報告書ではMetaの主張も取り上げられている。Meta(Facebook親会社)は「iOS上で独自のブラウザエンジンを使用して完全にカスタマイズできるアプリ内ブラウザを構築したい」と述べているが、これは2022年にFacebookに約100億ドルの収益減をもたらしたAppleのプライバシー制御を潜在的に回避する可能性があるという懸念もある。
GoogleもCMAの調査を免れておらず、特にAppleとの収益共有契約が問題視されている。

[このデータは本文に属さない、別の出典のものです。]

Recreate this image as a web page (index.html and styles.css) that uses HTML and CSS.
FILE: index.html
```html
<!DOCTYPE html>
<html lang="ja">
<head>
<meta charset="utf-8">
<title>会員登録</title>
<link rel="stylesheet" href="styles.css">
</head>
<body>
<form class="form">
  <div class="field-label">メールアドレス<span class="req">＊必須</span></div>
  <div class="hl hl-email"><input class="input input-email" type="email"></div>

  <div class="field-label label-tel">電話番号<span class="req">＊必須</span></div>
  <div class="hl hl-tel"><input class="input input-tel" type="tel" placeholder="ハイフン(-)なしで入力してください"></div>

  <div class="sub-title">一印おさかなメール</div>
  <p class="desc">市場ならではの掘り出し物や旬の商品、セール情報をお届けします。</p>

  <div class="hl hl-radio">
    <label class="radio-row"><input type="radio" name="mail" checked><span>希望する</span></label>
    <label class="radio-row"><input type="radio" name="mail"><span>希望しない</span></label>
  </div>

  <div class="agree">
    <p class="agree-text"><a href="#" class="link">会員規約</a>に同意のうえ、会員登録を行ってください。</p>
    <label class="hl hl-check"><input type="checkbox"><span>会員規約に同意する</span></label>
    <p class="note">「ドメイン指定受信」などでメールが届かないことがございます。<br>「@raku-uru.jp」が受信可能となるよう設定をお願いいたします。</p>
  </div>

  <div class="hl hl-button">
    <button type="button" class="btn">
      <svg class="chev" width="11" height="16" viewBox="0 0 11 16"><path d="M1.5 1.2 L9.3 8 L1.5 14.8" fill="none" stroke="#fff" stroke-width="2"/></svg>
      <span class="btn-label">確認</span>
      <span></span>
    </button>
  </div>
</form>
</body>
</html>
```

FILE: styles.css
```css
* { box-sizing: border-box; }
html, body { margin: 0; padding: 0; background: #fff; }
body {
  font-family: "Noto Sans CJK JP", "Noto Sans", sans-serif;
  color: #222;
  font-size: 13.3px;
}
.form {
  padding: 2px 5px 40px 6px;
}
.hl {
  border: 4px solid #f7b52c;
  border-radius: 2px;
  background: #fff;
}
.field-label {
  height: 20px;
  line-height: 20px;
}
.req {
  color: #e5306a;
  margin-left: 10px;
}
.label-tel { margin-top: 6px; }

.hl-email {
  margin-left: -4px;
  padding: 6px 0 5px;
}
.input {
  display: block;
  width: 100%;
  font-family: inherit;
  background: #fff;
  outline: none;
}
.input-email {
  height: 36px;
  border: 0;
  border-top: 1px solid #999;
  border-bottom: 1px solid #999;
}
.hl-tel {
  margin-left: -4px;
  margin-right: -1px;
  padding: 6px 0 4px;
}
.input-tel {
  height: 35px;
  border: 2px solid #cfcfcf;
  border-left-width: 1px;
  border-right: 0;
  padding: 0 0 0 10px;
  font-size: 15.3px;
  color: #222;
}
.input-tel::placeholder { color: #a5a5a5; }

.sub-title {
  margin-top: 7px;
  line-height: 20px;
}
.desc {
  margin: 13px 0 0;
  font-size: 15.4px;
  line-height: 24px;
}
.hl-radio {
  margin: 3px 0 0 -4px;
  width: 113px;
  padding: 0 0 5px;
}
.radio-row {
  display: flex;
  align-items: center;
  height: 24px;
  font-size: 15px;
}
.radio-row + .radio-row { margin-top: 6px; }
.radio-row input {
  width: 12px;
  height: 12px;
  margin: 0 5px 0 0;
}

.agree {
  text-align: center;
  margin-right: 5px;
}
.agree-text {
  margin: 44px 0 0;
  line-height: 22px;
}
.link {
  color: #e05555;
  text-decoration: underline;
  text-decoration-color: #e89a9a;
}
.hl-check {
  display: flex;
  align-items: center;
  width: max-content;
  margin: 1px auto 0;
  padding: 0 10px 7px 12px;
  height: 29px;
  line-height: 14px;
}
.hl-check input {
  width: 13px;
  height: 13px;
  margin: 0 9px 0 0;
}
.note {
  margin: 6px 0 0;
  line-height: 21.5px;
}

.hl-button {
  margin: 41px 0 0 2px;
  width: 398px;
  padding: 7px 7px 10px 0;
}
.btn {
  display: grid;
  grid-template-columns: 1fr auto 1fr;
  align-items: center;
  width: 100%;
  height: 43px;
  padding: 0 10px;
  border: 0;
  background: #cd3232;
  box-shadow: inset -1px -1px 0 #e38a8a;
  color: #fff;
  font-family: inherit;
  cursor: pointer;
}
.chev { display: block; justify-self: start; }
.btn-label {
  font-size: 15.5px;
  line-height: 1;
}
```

GoogleはiPhoneのデフォルト検索エンジンになる見返りに、SafariおよびiOS上のChromeを通じて生成される広告収入の大部分をAppleに支払っている。報告書によれば、これらの支払いは「競争する財政的インセンティブを大幅に削減している」とされている。
CMAの独立調査グループの議長Margot Daly氏は、「詳細な調査の結果、異なるモバイルブラウザ間の競争がうまく機能しておらず、英国でのイノベーションを阻害していると結論付けました」と述べている。
規制措置は保留、新たな調査結果を待つCMA
興味深いことに、CMAは厳しい調査結果を発表したにもかかわらず、現時点では具体的な規制措置を取らないことを決定した。当初の予定では、3月16日を法定期限として規制措置が実施される予定だったが、CMAは「市場調査で利用可能な救済策策定権限を通じて実施した場合、これらの措置の有効性に多くの重大なリスクがある」と結論づけている。

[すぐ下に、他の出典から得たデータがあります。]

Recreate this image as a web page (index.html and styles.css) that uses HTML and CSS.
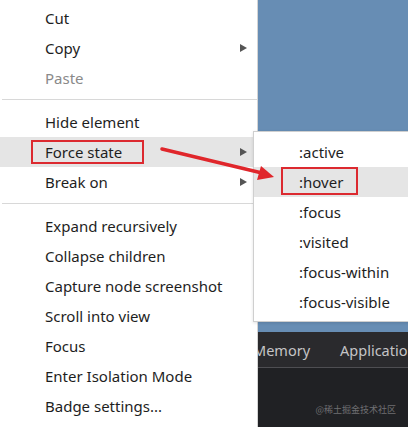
FILE: index.html
```html
<!DOCTYPE html>
<html>
<head>
<meta charset="utf-8">
<link rel="stylesheet" href="styles.css">
</head>
<body>
<div class="screen">
  <div class="menu">
    <div class="item">Cut</div>
    <div class="item sub">Copy<span class="tri"></span></div>
    <div class="item disabled">Paste</div>
    <div class="sep"></div>
    <div class="item">Hide element</div>
    <div class="item sub active">Force state<span class="tri"></span></div>
    <div class="item sub">Break on<span class="tri"></span></div>
    <div class="sep"></div>
    <div class="item">Expand recursively</div>
    <div class="item">Collapse children</div>
    <div class="item">Capture node screenshot</div>
    <div class="item">Scroll into view</div>
    <div class="item">Focus</div>
    <div class="item">Enter Isolation Mode</div>
    <div class="item">Badge settings...</div>
  </div>
  <div class="pane">
    <div class="page"></div>
    <div class="devtools">
      <div class="tabs">
        <span class="tab first">Memory</span>
        <span class="tab">Application</span>
      </div>
      <div class="body">
        <span class="mark">@稀土掘金技术社区</span>
      </div>
    </div>
  </div>

  <div class="submenu">
    <div class="item">:active</div>
    <div class="item active">:hover</div>
    <div class="item">:focus</div>
    <div class="item">:visited</div>
    <div class="item">:focus-within</div>
    <div class="item">:focus-visible</div>
  </div>

  <div class="mark-box box-force"></div>
  <div class="mark-box box-hover"></div>
  <svg class="arrow" width="408" height="427" viewBox="0 0 408 427">
    <line x1="162" y1="149" x2="262" y2="173" stroke="#e0262b" stroke-width="3.5" stroke-linecap="round"/>
    <polygon points="274,177 257,180 261,166" fill="#e0262b"/>
  </svg>
</div>
</body>
</html>
```

FILE: styles.css
```css
html, body {
  margin: 0;
  padding: 0;
}
body {
  width: 408px;
  height: 427px;
  overflow: hidden;
  font-family: "Noto Sans", "Open Sans", sans-serif;
  font-size: 15px;
  color: #1e1e1e;
}
.screen {
  position: relative;
  display: flex;
  width: 408px;
  height: 427px;
  overflow: hidden;
}
.menu {
  flex: none;
  width: 258px;
  background: #fff;
  border-right: 1px solid #d4d4d4;
  padding-top: 3px;
  box-sizing: border-box;
}
.item {
  position: relative;
  height: 30px;
  line-height: 30px;
  padding-left: 45px;
  white-space: nowrap;
}
.item.disabled {
  color: #8a8a8a;
}
.item.active {
  background: #e5e5e5;
}
.tri {
  position: absolute;
  left: 240px;
  top: 11px;
  width: 0;
  height: 0;
  border-left: 7px solid #555;
  border-top: 4.5px solid transparent;
  border-bottom: 4.5px solid transparent;
}
.sep {
  height: 1px;
  margin: 6px 0 7px 2px;
  background: #d8d8d8;
}
.pane {
  flex: 1;
  display: flex;
  flex-direction: column;
  overflow: hidden;
}
.page {
  height: 332px;
  flex: none;
  background: #678db4;
}
.devtools {
  flex: 1;
  display: flex;
  flex-direction: column;
  background: #202124;
}
.tabs {
  height: 35px;
  flex: none;
  display: flex;
  align-items: center;
  background: #2a2a2d;
  border-bottom: 1px solid #4e4e52;
  color: #c4c4c6;
  font-size: 14.5px;
  white-space: nowrap;
  overflow: hidden;
}
.tab.first {
  margin-left: -5px;
  margin-right: 30px;
}
.body {
  flex: 1;
  display: flex;
  align-items: flex-end;
  justify-content: flex-end;
  padding: 0 12px 10px 0;
}
.mark {
  font-family: "Noto Sans CJK SC", sans-serif;
  font-size: 9px;
  line-height: 14px;
  color: #6f6f72;
}
.submenu {
  position: absolute;
  left: 253px;
  top: 131px;
  width: 200px;
  background: #fff;
  border: 1px solid #cfcfcf;
  padding: 5px 0 4px;
  box-shadow: 0 1px 3px rgba(0,0,0,0.12);
}
.mark-box {
  position: absolute;
  border: 2px solid #dc2a30;
  box-sizing: border-box;
}
.box-force {
  left: 31px;
  top: 140px;
  width: 113px;
  height: 24px;
}
.box-hover {
  left: 281px;
  top: 167px;
  width: 77px;
  height: 28px;
}
.arrow {
  position: absolute;
  left: 0;
  top: 0;
}
```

代わりに、2025年1月に開始された別の調査の結果を待つとしている。その調査とは、AppleとGoogleが「戦略的市場地位(SMS)」を持つかどうかを判断するためのもので、英国の新しいDigital Markets, Competition and Consumers Act(DMCC)の下で行われている。このDMCCは、EUのデジタル市場法(Digital Markets Act: DMA)と同様に、「実質的かつ確立された市場力」を持つ企業に対してより厳格な独占禁止法要件を課す権限を規制当局に与えるものである。
SMSと指定された企業には「行動要件」が課され、DMCC規則に違反した場合、年間売上高の最大10%の罰金を科される可能性がある。CMAの現在の報告書は、AppleまたはGoogleがSMSと指定された場合、「適切な介入を検討する」ことを推奨している。
一方、AppleはCMAの報告書に反発している。AppleのスポークスパーソンであるJulien Trosdorf氏はThe Vergeに対し、「Appleは革新が栄える活気ある動的な市場を信じています。我々は事業を展開するすべてのセグメントと管轄区域で競争に直面しており、我々の焦点は常にユーザーの信頼です」と述べ、さらに「我々はこの報告書に懸念を持っており、そこで議論されている救済策はプライバシー、セキュリティ、全体的なユーザー体験を損なうと考えています」と付け加えた。
潜在的な解決策と今後の展望
CMAが示唆する潜在的な解決策には以下が含まれる:
- AppleにiOS上での代替ブラウザエンジンの使用を許可させること
- ライバルブラウザにiOS機能への平等なアクセスを義務付けること
- デバイス設定時にブラウザ選択画面を提供するようAppleとGoogleに要求すること
- GoogleとAppleの間の収益共有契約を禁止すること
- Googleがブラウザ選択画面を表示する方法やAndroid上でのデフォルトブラウザポップアップの頻度についてより厳格な規制を実施すること
クラウドゲーミングについては、Appleが調査期間中に行った重大な変更により、この分野での追加措置は必要ないとCMAは判断している。
SMS調査は現在進行中であり、2025年後半に結論が出ると予想されている。その結果によっては、英国のモバイルブラウザ市場に大きな変化がもたらされる可能性がある。また、EUや米国司法省などの他の競争機関もモバイルブラウザ市場を調査しており、グローバルな規制環境の変化が進む可能性が高まっている。